> _What is required_: Would you print the material exactly, starting at its first line and ending at the line holding "type Seg = [number, number, number, number, number];"?

> _Supplied material_:
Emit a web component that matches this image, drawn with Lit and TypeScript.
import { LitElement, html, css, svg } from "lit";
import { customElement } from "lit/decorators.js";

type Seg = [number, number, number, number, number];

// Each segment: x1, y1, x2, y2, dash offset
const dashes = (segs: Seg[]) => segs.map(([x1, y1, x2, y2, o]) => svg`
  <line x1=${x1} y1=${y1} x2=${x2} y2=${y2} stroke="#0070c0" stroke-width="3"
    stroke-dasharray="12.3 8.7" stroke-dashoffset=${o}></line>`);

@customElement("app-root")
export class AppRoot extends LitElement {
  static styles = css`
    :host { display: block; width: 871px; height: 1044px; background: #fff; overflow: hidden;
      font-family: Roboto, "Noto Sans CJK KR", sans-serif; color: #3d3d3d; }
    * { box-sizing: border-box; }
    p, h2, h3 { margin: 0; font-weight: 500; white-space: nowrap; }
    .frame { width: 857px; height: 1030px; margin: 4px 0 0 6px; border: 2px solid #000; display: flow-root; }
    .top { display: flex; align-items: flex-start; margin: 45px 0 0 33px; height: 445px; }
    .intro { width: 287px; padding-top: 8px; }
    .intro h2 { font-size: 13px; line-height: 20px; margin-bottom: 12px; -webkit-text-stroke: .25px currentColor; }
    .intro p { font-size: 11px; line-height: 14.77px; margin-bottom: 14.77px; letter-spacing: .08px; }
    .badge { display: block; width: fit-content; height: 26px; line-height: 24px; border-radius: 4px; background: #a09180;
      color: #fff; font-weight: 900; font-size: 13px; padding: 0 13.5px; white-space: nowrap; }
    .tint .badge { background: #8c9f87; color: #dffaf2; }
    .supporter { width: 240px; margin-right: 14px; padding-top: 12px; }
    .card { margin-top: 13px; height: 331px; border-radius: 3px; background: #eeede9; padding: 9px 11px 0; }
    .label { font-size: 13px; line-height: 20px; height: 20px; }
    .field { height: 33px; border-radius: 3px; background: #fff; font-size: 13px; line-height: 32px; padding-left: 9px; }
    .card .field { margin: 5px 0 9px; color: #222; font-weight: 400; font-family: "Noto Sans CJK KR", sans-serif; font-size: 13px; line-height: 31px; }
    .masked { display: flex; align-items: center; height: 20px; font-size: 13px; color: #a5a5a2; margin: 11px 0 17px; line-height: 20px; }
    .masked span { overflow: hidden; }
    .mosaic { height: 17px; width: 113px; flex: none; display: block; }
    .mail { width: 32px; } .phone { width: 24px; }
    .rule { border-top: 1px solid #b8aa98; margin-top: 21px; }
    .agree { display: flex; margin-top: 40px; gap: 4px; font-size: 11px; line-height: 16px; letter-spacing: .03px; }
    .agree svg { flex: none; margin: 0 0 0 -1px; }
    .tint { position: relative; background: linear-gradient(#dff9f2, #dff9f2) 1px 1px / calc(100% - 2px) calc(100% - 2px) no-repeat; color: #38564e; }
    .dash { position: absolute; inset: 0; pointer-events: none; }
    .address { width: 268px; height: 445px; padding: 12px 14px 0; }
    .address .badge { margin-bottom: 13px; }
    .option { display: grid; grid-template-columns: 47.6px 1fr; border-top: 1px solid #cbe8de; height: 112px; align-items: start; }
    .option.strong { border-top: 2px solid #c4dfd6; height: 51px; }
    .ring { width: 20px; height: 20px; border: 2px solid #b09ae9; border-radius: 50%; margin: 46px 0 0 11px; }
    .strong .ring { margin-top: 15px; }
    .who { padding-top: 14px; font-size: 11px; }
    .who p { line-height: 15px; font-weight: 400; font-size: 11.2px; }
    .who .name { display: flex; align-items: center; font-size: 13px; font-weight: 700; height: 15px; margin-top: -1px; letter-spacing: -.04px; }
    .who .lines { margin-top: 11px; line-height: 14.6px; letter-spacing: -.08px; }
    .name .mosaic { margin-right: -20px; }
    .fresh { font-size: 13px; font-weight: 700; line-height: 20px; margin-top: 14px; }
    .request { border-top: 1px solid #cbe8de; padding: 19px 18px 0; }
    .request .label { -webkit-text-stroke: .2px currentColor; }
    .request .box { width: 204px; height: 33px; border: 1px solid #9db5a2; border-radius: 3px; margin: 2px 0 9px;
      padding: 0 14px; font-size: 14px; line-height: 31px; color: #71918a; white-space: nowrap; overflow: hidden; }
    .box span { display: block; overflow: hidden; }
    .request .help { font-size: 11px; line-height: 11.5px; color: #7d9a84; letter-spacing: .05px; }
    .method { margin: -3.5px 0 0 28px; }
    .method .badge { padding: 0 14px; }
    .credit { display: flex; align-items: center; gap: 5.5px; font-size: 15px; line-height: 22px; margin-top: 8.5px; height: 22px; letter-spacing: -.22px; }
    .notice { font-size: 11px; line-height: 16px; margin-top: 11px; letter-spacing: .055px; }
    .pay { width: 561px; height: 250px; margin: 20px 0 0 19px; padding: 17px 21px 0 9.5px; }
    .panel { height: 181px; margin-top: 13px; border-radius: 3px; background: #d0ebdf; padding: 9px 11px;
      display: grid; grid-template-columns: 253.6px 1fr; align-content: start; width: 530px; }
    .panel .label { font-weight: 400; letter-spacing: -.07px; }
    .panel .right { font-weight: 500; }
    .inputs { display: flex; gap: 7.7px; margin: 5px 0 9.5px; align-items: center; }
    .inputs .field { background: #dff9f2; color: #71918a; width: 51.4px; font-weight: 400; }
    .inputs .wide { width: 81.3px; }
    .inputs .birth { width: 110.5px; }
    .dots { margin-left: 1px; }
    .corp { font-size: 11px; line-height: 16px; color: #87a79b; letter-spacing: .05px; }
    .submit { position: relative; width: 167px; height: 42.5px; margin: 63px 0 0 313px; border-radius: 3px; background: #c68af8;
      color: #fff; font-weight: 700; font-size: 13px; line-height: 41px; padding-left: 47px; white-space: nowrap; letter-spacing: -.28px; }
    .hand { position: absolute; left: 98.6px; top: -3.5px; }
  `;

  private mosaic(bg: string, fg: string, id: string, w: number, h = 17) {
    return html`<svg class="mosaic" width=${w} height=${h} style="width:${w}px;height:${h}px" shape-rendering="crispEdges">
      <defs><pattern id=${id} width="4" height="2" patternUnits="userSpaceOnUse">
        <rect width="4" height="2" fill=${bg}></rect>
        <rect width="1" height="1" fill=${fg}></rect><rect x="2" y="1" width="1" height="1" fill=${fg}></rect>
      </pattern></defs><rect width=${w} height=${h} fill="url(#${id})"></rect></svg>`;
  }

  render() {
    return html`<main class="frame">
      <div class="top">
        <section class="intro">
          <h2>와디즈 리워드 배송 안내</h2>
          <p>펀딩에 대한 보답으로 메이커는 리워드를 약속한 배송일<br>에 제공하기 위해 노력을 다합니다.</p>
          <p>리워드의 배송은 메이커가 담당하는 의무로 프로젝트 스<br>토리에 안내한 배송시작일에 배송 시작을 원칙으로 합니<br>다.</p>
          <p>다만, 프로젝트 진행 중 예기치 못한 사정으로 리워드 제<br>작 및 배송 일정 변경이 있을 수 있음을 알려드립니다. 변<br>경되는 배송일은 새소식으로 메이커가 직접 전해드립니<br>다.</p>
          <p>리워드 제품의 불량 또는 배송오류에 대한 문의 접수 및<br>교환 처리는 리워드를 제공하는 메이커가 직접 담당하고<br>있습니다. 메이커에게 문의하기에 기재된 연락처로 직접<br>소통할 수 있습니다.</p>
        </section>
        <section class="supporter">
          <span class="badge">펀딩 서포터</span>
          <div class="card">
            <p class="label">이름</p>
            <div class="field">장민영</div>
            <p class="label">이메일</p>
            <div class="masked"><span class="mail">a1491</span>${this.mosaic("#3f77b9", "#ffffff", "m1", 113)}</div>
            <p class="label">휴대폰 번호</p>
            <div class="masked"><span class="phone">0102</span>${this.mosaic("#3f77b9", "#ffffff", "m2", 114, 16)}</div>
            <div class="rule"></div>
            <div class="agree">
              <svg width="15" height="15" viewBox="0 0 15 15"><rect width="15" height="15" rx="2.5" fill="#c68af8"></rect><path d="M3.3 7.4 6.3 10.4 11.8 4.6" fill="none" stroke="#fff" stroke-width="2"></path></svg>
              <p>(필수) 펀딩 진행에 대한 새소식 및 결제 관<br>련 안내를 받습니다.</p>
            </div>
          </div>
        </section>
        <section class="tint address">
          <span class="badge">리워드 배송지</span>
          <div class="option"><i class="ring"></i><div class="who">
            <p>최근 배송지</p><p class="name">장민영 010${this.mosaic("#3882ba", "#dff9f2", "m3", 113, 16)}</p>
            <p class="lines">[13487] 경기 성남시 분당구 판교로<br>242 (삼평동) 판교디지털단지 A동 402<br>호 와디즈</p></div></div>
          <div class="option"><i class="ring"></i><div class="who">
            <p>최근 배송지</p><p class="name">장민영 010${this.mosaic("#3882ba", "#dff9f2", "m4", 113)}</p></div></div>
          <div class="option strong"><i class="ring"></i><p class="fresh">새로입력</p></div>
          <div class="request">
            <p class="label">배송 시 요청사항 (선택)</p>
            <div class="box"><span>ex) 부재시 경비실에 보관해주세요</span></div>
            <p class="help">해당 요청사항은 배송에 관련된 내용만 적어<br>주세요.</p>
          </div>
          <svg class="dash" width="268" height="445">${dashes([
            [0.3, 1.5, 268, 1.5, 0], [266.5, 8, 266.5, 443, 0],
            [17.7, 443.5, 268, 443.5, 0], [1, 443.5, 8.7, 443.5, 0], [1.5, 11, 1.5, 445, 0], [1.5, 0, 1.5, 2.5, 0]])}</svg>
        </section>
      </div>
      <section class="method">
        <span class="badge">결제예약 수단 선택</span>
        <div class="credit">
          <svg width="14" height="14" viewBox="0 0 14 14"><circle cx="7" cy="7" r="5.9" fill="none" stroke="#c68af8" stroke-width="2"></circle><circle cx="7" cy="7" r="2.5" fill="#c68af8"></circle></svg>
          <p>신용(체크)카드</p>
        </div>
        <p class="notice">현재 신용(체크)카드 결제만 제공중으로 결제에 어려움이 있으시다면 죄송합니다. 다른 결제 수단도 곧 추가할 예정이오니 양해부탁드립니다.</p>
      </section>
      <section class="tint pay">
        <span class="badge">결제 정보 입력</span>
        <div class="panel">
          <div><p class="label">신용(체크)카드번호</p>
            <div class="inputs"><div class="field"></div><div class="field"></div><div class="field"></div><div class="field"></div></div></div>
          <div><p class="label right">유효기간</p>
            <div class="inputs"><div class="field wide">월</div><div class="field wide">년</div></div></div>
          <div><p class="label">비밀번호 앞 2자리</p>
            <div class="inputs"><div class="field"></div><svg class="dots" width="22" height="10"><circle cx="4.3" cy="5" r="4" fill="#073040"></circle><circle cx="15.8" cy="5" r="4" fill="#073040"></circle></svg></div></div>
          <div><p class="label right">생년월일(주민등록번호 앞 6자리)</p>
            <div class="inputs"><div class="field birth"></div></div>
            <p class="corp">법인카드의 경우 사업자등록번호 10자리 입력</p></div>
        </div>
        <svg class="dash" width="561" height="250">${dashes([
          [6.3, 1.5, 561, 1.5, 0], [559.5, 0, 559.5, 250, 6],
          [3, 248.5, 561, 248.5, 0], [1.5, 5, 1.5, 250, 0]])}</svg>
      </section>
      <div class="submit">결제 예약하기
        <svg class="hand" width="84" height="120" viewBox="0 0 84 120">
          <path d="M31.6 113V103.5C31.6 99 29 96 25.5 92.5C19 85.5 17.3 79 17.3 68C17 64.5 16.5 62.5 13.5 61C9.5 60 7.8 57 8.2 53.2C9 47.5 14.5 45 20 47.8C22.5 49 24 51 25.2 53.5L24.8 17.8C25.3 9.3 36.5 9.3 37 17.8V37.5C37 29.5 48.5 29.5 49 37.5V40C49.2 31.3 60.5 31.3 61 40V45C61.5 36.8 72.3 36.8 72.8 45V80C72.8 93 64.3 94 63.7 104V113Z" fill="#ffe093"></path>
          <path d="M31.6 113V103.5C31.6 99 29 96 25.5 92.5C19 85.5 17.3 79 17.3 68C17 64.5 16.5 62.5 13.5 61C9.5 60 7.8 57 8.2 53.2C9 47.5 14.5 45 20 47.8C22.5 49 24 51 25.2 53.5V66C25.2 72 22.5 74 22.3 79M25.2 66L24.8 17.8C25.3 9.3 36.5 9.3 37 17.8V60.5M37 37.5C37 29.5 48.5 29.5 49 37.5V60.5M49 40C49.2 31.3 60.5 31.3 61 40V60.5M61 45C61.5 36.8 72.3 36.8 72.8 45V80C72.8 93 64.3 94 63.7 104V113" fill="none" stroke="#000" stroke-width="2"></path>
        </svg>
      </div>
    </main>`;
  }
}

> _Exercise response_:
Emit a web component that matches this image, drawn with Lit and TypeScript.
import { LitElement, html, css, svg } from "lit";
import { customElement } from "lit/decorators.js";

type Seg = [number, number, number, number, number];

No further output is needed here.